# START OF Provided data
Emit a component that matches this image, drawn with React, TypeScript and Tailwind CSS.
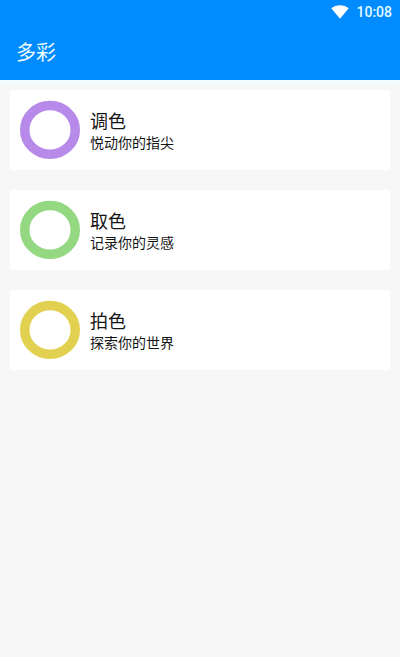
const items = [
  { title: '调色', text: '悦动你的指尖', ring: '#b78aea' },
  { title: '取色', text: '记录你的灵感', ring: '#94d881' },
  { title: '拍色', text: '探索你的世界', ring: '#e2d050' },
];

export default function App() {
  return (
    <div className="flex h-[661px] w-[400px] flex-col overflow-hidden border-b-4 border-white bg-[#f7f7f7] font-['Roboto','Noto_Sans_CJK_SC',sans-serif] text-[#141414]">
      <header className="h-20 shrink-0 bg-[#008cff] text-[#f0fcff]">
        <div className="flex h-6 items-center justify-end gap-[7px] pr-2">
          <svg className="mb-px text-white" width="18" height="14" viewBox="0 0 18 14" fill="currentColor" aria-hidden="true">
            <path d="M0.3 3.2C5.2-0.8 12.8-0.8 17.7 3.2L9 13.8Z" />
          </svg>
          <span className="text-sm font-medium leading-6 text-[#e0faff]">10:08</span>
        </div>
        <h1 className="pl-4 text-xl leading-[58px]">多彩</h1>
      </header>
      <main className="flex flex-1 flex-col gap-5 border-t-4 border-[#f0fcfd] px-[10px] pt-[6px]">
        {items.map((item) => (
          <section key={item.title} className="flex h-20 shrink-0 items-center gap-[10px] rounded-[1px] bg-white px-[10px]">
            <svg width="60" height="60" viewBox="0 0 60 60" aria-hidden="true">
              <ellipse cx="30" cy="29.9" rx="25.25" ry="24.4" fill="none" stroke={item.ring} strokeWidth="9.5" />
            </svg>
            <div className="pt-[5px]">
              <h2 className="text-lg leading-[22px]">{item.title}</h2>
              <p className="text-sm leading-[21px]">{item.text}</p>
            </div>
          </section>
        ))}
      </main>
    </div>
  );
}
# END OF Provided data
**Work to complete**
Leave the images out, please, and restate each line word for word.

**Written answer**
Emit a component that matches this image, drawn with React, TypeScript and Tailwind CSS.
const items = [
  { title: '调色', text: '悦动你的指尖', ring: '#b78aea' },
  { title: '取色', text: '记录你的灵感', ring: '#94d881' },
  { title: '拍色', text: '探索你的世界', ring: '#e2d050' },
];

export default function App() {
  return (
    <div className="flex h-[661px] w-[400px] flex-col overflow-hidden border-b-4 border-white bg-[#f7f7f7] font-['Roboto','Noto_Sans_CJK_SC',sans-serif] text-[#141414]">
      <header className="h-20 shrink-0 bg-[#008cff] text-[#f0fcff]">
        <div className="flex h-6 items-center justify-end gap-[7px] pr-2">
          <svg className="mb-px text-white" width="18" height="14" viewBox="0 0 18 14" fill="currentColor" aria-hidden="true">
            <path d="M0.3 3.2C5.2-0.8 12.8-0.8 17.7 3.2L9 13.8Z" />
          </svg>
          <span className="text-sm font-medium leading-6 text-[#e0faff]">10:08</span>
        </div>
        <h1 className="pl-4 text-xl leading-[58px]">多彩</h1>
      </header>
      <main className="flex flex-1 flex-col gap-5 border-t-4 border-[#f0fcfd] px-[10px] pt-[6px]">
        {items.map((item) => (
          <section key={item.title} className="flex h-20 shrink-0 items-center gap-[10px] rounded-[1px] bg-white px-[10px]">
            <svg width="60" height="60" viewBox="0 0 60 60" aria-hidden="true">
              <ellipse cx="30" cy="29.9" rx="25.25" ry="24.4" fill="none" stroke={item.ring} strokeWidth="9.5" />
            </svg>
            <div className="pt-[5px]">
              <h2 className="text-lg leading-[22px]">{item.title}</h2>
              <p className="text-sm leading-[21px]">{item.text}</p>
            </div>
          </section>
        ))}
      </main>
    </div>
  );
}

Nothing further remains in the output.